高い磁気転移温度を持つハーフメタル新材料の合成に成功
陳 威廷元博士研究員、関 隼人さん、齊藤 高志助教、菅 大介助教、島川 祐一教授ら
左から島川祐一教授、菅大介助教、齊藤高志助教
研究グループでは、ペロブスカイト構造酸化物のAおよびBサイトにおいて、複数の元素が規則配列した新しいA-Bサイト秩序型ペロブスカイト構造酸化物CaCu3Fe2Re2O12を合成することに成功し、この物質が室温よりはるかに高い磁気転移温度と大きな磁化を持つフェリ磁性金属であることを見いだしました。さらに、電子状態の理論計算と多結晶粒界トンネル磁気抵抗効果の測定から、この材料が電気伝導特性を担う電子のスピンが偏極したハーフメタルであることも実証しました。この材料の磁気転移温度560 Kというのは、ハーフメタルとして知られている従来材料の転移温度と比べてかなり高く、また磁気転移温度以下で測定される磁化の値もはるかに大きいものです。このように室温よりはるかに高い転移温度を持つ材料を使うことで、実用温度域で安定して動作するデバイスを作製することができるようになります。また、大きな磁化や磁気抵抗を利用することで、従来よりも高密度・高感度なデバイスやセンサーなどを作製することも可能となります。


図1 A-Bサイト秩序型ペロブスカイト構造酸化物CaCu3Fe2Re2O12の磁気構造と磁気転移温度
スピントロニクス:電気伝導を担う電子において上向きスピンを持った電子の数と下向きスピンを持った電子の数の差。
スピン偏極率:電子を制御して電子機器を制御するエレクトロニクスと電子の持つスピンを制御する磁気工学が融合した新しい電子磁気制御技術。
ハーフメタル:強磁性金属において、電気伝導を担う電子が一方向のスピンだけからなる材料。理想的には100%スピン偏極した物質であり、高いスピン偏極率により磁気抵抗効果などスピンに依存した特性で大きな変化が観測しやすくなる。そのため、高密度な磁気メモリーや高感度なセンサーなどのスピントロニクスデバイスを作る上で既存の材料などに比べて有利となる。
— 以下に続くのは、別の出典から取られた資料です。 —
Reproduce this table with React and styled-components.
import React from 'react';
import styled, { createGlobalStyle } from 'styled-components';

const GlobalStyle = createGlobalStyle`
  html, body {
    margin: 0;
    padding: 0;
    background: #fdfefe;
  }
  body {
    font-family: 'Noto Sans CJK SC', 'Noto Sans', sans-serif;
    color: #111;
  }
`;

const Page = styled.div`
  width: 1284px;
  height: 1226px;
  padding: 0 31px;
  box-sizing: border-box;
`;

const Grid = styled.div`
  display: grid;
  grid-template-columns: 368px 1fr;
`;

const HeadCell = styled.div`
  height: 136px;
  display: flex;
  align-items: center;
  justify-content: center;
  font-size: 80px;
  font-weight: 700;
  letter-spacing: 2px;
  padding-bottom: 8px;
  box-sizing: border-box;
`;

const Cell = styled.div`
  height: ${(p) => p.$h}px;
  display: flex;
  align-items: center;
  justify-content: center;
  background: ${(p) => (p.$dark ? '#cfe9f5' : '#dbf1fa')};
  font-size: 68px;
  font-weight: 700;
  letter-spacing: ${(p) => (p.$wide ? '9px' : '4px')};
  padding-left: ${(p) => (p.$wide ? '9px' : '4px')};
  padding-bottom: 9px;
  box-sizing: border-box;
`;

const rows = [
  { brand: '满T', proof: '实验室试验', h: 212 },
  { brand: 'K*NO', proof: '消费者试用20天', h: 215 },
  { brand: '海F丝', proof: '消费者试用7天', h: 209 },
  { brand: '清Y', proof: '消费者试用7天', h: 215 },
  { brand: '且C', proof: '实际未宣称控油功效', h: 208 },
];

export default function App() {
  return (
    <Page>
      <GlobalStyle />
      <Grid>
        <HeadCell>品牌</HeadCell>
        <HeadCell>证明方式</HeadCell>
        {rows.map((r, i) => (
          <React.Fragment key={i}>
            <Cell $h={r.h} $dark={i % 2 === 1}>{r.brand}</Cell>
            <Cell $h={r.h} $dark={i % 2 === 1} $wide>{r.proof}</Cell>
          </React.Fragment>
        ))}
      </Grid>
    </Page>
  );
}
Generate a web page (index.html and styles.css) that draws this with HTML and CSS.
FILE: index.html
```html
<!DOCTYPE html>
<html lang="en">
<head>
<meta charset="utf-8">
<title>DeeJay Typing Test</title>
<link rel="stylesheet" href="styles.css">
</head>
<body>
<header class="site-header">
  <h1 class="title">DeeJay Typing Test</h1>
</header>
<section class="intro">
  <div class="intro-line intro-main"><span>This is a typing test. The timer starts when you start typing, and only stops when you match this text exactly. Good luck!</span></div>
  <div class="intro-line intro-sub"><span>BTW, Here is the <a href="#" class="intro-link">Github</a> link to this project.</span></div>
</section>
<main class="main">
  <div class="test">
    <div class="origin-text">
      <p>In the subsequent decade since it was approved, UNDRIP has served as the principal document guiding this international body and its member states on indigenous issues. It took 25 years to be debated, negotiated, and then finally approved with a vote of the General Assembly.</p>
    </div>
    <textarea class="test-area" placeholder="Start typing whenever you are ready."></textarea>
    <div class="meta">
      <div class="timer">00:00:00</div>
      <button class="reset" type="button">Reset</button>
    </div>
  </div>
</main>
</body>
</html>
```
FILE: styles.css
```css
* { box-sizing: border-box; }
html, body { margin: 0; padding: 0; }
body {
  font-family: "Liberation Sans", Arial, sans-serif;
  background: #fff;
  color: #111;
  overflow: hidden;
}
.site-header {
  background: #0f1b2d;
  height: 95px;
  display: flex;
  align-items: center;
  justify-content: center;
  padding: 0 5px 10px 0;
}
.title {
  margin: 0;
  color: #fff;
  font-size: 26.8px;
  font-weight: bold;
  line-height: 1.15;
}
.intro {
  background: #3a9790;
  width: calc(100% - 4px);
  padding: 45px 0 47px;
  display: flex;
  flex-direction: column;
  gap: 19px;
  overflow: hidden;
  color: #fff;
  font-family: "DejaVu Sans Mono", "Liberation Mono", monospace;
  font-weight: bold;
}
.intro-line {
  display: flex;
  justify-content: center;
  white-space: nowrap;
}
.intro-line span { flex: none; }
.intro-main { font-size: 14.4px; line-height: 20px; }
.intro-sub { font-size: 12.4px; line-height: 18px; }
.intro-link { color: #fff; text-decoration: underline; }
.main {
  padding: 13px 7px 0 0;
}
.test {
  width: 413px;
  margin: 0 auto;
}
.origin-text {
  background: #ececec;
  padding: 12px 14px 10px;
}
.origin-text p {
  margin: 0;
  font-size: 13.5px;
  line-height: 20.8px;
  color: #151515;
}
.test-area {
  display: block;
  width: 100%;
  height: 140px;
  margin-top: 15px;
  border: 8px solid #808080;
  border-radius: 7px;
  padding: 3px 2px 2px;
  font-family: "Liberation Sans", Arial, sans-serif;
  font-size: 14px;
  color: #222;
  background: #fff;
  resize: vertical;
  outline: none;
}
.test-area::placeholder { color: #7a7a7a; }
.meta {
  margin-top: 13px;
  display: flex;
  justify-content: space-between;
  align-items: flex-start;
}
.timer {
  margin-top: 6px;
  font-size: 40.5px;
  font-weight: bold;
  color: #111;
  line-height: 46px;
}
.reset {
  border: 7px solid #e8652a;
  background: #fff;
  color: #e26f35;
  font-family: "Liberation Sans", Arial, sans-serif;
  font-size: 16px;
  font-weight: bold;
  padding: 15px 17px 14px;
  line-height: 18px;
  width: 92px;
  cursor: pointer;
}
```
フェリ磁性:2種類以上の磁性イオンが物質中にあって、お互いの磁気モーメントが反対方向を向くが、その大きさが異なるため、全体として強磁性的な磁化を示すような磁性。
粒界トンネル磁気抵抗効果:磁場の変化に応じて電気抵抗が変化する現象。スピン偏極した電子が薄い絶縁層(電気の流れない層)を介してトンネル効果によって伝導する際に、磁場によりそろえられたスピンの向きに応じて電気抵抗が変化するものをトンネル磁気抵抗効果と呼ぶ。小さい結晶粒が集まった多結晶試料では、結晶粒界が絶縁性のトンネルバリアになると考えられている。
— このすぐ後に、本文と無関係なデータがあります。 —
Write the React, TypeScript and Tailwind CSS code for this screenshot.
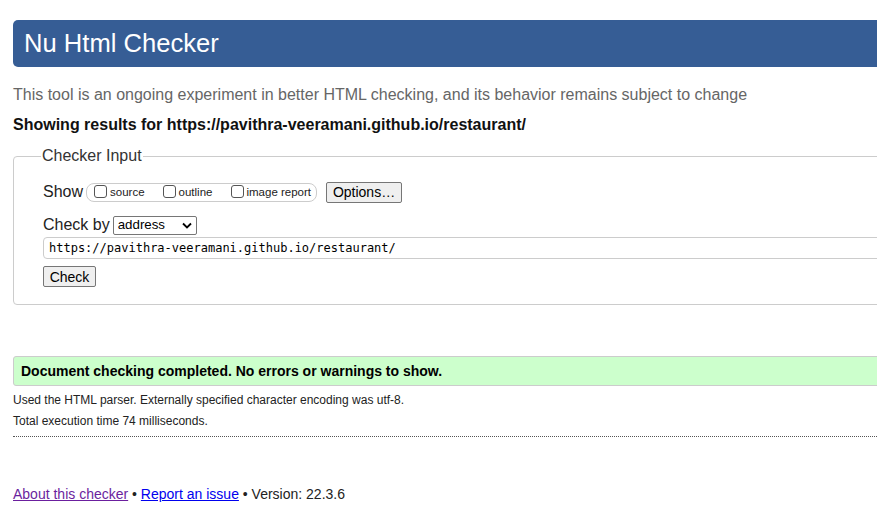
import React from "react";

export default function App() {
  return (
    <div className="w-[877px] h-[523px] overflow-hidden bg-white font-['Liberation_Sans',Arial,sans-serif] text-[#000]">
      <div className="w-[1000px] pl-[13px] pt-[20px]">
        <div className="h-[47px] bg-[#365d95] rounded-l-[5px] flex items-center pl-[11px]">
          <h1 className="text-[25.6px] text-white leading-none">Nu Html Checker</h1>
        </div>
        <p className="mt-[18px] text-[16px] text-[#666] leading-[20px]">
          This tool is an ongoing experiment in better HTML checking, and its behavior remains subject to change
        </p>
        <p className="mt-[10px] text-[16px] font-bold leading-[20px] text-[#111]">
          Showing results for https://pavithra-veeramani.github.io/restaurant/
        </p>
        <fieldset className="mt-[11px] border border-[#ccc] rounded-[4px] pl-[29px] pr-2 pb-[17px] pt-0">
          <legend className="ml-[-2px] px-[1px] text-[16px] text-[#333] leading-[20px]">Checker Input</legend>
          <div className="mt-[15px] flex items-center h-[22px]">
            <span className="text-[16px] text-[#222] leading-[20px]">Show</span>
            <div className="ml-[3px] flex items-center h-[19px] border border-[#ccc] rounded-[8px] pl-[7px] pr-[5px] text-[11.5px] text-[#222]">
              <label className="flex items-end">
                <span className="w-[13px] h-[13px] border border-[#555] rounded-[3px] mr-[3px] bg-white mb-[1px]" />
                <span className="leading-[14px]">source</span>
              </label>
              <label className="flex items-end ml-[18px]">
                <span className="w-[13px] h-[13px] border border-[#555] rounded-[3px] mr-[3px] bg-white mb-[1px]" />
                <span className="leading-[14px]">outline</span>
              </label>
              <label className="flex items-end ml-[19px]">
                <span className="w-[13px] h-[13px] border border-[#555] rounded-[3px] mr-[2px] bg-white mb-[1px]" />
                <span className="leading-[14px]">image report</span>
              </label>
            </div>
            <button className="ml-[9px] h-[21px] w-[76px] border border-[#767676] rounded-[2px] bg-[#efefef] text-[14px] text-[#000] leading-none">
              Options…
            </button>
          </div>
          <div className="mt-[12px] flex items-center h-[20px]">
            <span className="text-[16px] text-[#222] leading-[20px]">Check by</span>
            <div className="ml-[3px] w-[84px] h-[19px] border border-[#767676] rounded-[2px] flex items-center justify-between pl-[4px] pr-[4px] text-[13.3px] text-[#000]">
              <span>address</span>
              <svg width="10" height="7" viewBox="0 0 10 7">
                <path d="M1 1.5 L5 5.5 L9 1.5" fill="none" stroke="#000" strokeWidth="1.8" />
              </svg>
            </div>
          </div>
          <div className="mt-[2px] h-[22px] border border-[#ccc] rounded-[4px] flex items-center pl-[5px] font-['DejaVu_Sans_Mono',monospace] text-[12px] text-[#000]">
            https://pavithra-veeramani.github.io/restaurant/
          </div>
          <button className="mt-[7px] h-[21px] w-[53px] border border-[#767676] rounded-[2px] bg-[#efefef] text-[14px] text-[#000] leading-none flex items-center justify-center">
            Check
          </button>
        </fieldset>
        <div className="mt-[51px] h-[30px] bg-[#ccffcc] border border-[#ccc] rounded-l-[3px] flex items-center pl-[7px] text-[14px] font-bold text-[#000]">
          Document checking completed. No errors or warnings to show.
        </div>
        <p className="mt-[7px] text-[12px] text-[#222] leading-[14px]">
          Used the HTML parser. Externally specified character encoding was utf-8.
        </p>
        <p className="mt-[7px] text-[12px] text-[#222] leading-[14px]">Total execution time 74 milliseconds.</p>
        <div className="mt-[8px] border-t border-dotted border-[#555] w-[864px]" />
        <p className="mt-[49px] text-[14px] text-[#222] leading-[16px]">
          <a className="text-[#6b1f9e] underline" href="#">About this checker</a>
          {" • "}
          <a className="text-[#0000ee] underline" href="#">Report an issue</a>
          {" • Version: 22.3.6"}
        </p>
      </div>
    </div>
  );
}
本研究の一部は、JST戦略的創造研究推進事業(CREST)研究領域「元素戦略を基軸とする物質・材料の革新的機能の創出」(玉尾 皓平研究総括)の研究課題「異常原子価および特異配位構造を有する新物質の探索と新機能の探求」(研究代表者:島川教授)によって支援されました。
また、学術創成研究(19GS0207)、科学研究費補助金(22740227)、文部科学省特別経費「統合物質創製化学推進事業」、JST戦略的国際科学技術協力推進事業「日英研究交流」、平成23年度京都大学 化学研究所 「若手研究者国際短期受入事業」からの支援も受けました。